> **Instructions for the task**
Please copy every line of the records below that holds the word "Write".

> **Data rows**
* * * * * * * * *

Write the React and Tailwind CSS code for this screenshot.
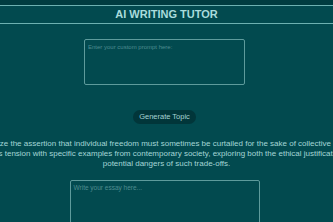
export default function App() {
  const lines = [
    'Analyze the assertion that individual freedom must sometimes be curtailed for the sake of collective good.',
    'Examine this tension with specific examples from contemporary society, exploring both the ethical justifications and the',
    'potential dangers of such trade-offs.',
  ];

  return (
    <div
      className="w-[333px] h-[222px] overflow-hidden bg-[#024a4f]"
      style={{ fontFamily: '"Liberation Sans", Arial, sans-serif' }}
    >
      <div className="h-[5px] bg-[#003c40]" />
      <header className="h-[19px] border-y border-[#6db1b1] bg-[#024a4f] flex items-center justify-center">
        <h1 className="text-[11px] leading-none font-bold text-[#a9dcdc]">AI WRITING TUTOR</h1>
      </header>

      <div className="w-[329px] flex flex-col items-center">
        <textarea
          className="mt-[15px] w-[161px] h-[46px] resize-none rounded-[2px] border border-[#5e9b9c] bg-transparent px-[3px] py-[3px] text-[6px] leading-[8px] text-[#a9dcdc] placeholder:text-[#4f8d8f] outline-none"
          placeholder="Enter your custom prompt here:"
        />

        <button
          type="button"
          className="mt-[25px] h-[14px] w-[63px] rounded-full bg-[#01363a] text-[7.5px] leading-none text-[#a6d3d3]"
        >
          Generate Topic
        </button>
      </div>

      <div className="mt-[15px] w-[333px] flex flex-col items-center">
        {lines.map((l) => (
          <p key={l} className="whitespace-nowrap text-[8px] leading-[10px] text-[#a4d6d6]">
            {l}
          </p>
        ))}
      </div>

      <div className="w-[329px] flex flex-col items-center">
        <textarea
          className="mt-[11px] w-[190px] h-[80px] resize-none rounded-[2px] border border-[#5e9b9c] bg-transparent px-[3px] py-[3px] text-[6.5px] leading-[8px] text-[#a9dcdc] placeholder:text-[#4f8d8f] outline-none"
          placeholder="Write your essay here..."
        />
      </div>
    </div>
  );
}
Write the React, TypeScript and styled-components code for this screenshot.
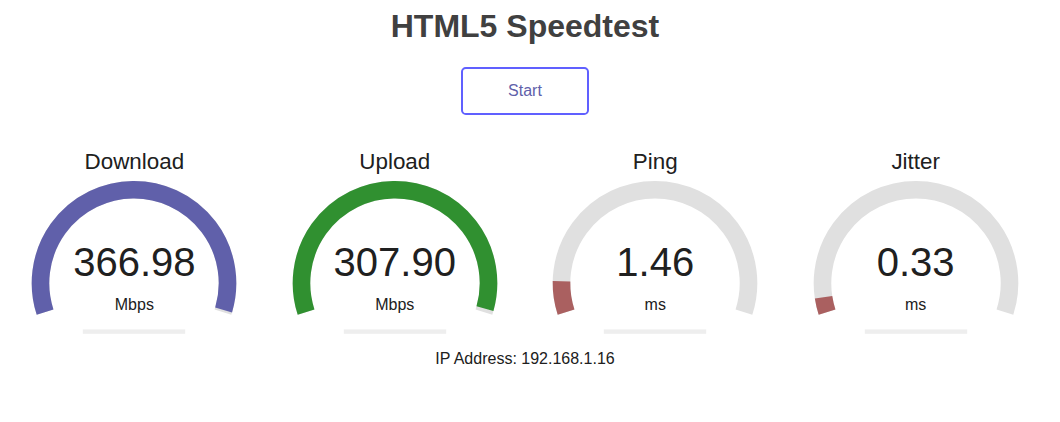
import React from "react";
import styled, { createGlobalStyle } from "styled-components";

const GlobalStyle = createGlobalStyle`
    html, body {
        margin: 0;
        padding: 0;
        background: #FFFFFF;
    }
    body {
        font-family: "Liberation Sans", Arial, sans-serif;
        color: #202020;
    }
`;

const METER_BK = "#E0E0E0";
const PROG_COLOR = "#EEEEEE";

// same curves the speedtest uses to map a value onto the dial
const mbpsToAmount = (s: number) => 1 - 1 / Math.pow(1.3, Math.sqrt(s));
const msToAmount = (s: number) => 1 - 1 / Math.pow(1.08, Math.sqrt(s));

const W = 256;
const H = 200;
const SCALE = H * 0.0055;
const LINE = 16 * SCALE;
const CX = W / 2;
const CY = H - 58 * SCALE;
const R = H / 1.8 - LINE;
const START = Math.PI * 0.9;
const SPAN = Math.PI * 1.2;

const arcPath = (from: number, to: number) => {
    const x0 = CX + R * Math.cos(from);
    const y0 = CY + R * Math.sin(from);
    const x1 = CX + R * Math.cos(to);
    const y1 = CY + R * Math.sin(to);
    const large = to - from > Math.PI ? 1 : 0;
    return `M ${x0} ${y0} A ${R} ${R} 0 ${large} 1 ${x1} ${y1}`;
};

const tests = [
    { name: "Download", value: "366.98", unit: "Mbps", amount: mbpsToAmount(366.98), color: "#6060AA" },
    { name: "Upload", value: "307.90", unit: "Mbps", amount: mbpsToAmount(307.9), color: "#309030" },
    { name: "Ping", value: "1.46", unit: "ms", amount: msToAmount(1.46), color: "#AA6060" },
    { name: "Jitter", value: "0.33", unit: "ms", amount: msToAmount(0.33), color: "#AA6060" },
];

type MeterProps = { amount: number; color: string };

const Meter = ({ amount, color }: MeterProps) => (
    <MeterSvg width={W} height={H} viewBox={`0 0 ${W} ${H}`}>
        <path d={arcPath(START, START + SPAN)} stroke={METER_BK} strokeWidth={LINE} fill="none" />
        <path d={arcPath(START, START + SPAN * amount)} stroke={color} strokeWidth={LINE} fill="none" />
        <rect x={W * 0.3} y={H - 16 * SCALE} width={W * 0.4} height={4 * SCALE} fill={PROG_COLOR} />
    </MeterSvg>
);

const App = () => {
    return (
        <>
            <GlobalStyle />
            <Page>
                <Title>HTML5 Speedtest</Title>
                <StartButton>Start</StartButton>
                <TestGroup>
                    {tests.map((t) => (
                        <TestArea key={t.name}>
                            <Meter amount={t.amount} color={t.color} />
                            <TestName>{t.name}</TestName>
                            <MeterText>{t.value}</MeterText>
                            <Unit>{t.unit}</Unit>
                        </TestArea>
                    ))}
                </TestGroup>
                <IpArea>IP Address: 192.168.1.16</IpArea>
            </Page>
        </>
    );
};

const Page = styled.div`
    width: 1050px;
    padding-top: 7.5px;
    display: flex;
    flex-direction: column;
    align-items: center;
    text-align: center;
`;

const Title = styled.h1`
    margin: 0;
    font-size: 32px;
    line-height: 37px;
    font-weight: 700;
    color: #404040;
`;

const StartButton = styled.div`
    margin-top: 22.5px;
    width: 128px;
    height: 48px;
    box-sizing: border-box;
    border: 2.4px solid #6060FF;
    border-radius: 4.8px;
    color: #6060AA;
    font-size: 16px;
    line-height: 43px;
    cursor: pointer;
`;

const TestGroup = styled.div`
    margin-top: 31.6px;
    display: flex;
    justify-content: center;
    gap: 4.45px;
`;

const TestArea = styled.div`
    position: relative;
    width: ${W}px;
    height: ${H}px;
`;

const MeterSvg = styled.svg`
    display: block;
`;

const TestName = styled.div`
    position: absolute;
    top: 2.24px;
    left: 0;
    width: 100%;
    font-size: 22.4px;
    line-height: 25.8px;
    color: #202020;
`;

const MeterText = styled.div`
    position: absolute;
    bottom: 62px;
    left: 0;
    width: 100%;
    font-size: 40px;
    line-height: 46px;
    color: #202020;
`;

const Unit = styled.div`
    position: absolute;
    bottom: 32px;
    left: 0;
    width: 100%;
    font-size: 16px;
    line-height: 18.4px;
    color: #202020;
`;

const IpArea = styled.div`
    margin-top: 3.7px;
    font-size: 16px;
    line-height: 18.4px;
    color: #202020;
`;

export default App;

* * * * * * * * *

> **Task result**
Write the React and Tailwind CSS code for this screenshot.
          placeholder="Write your essay here..."
Write the React, TypeScript and styled-components code for this screenshot.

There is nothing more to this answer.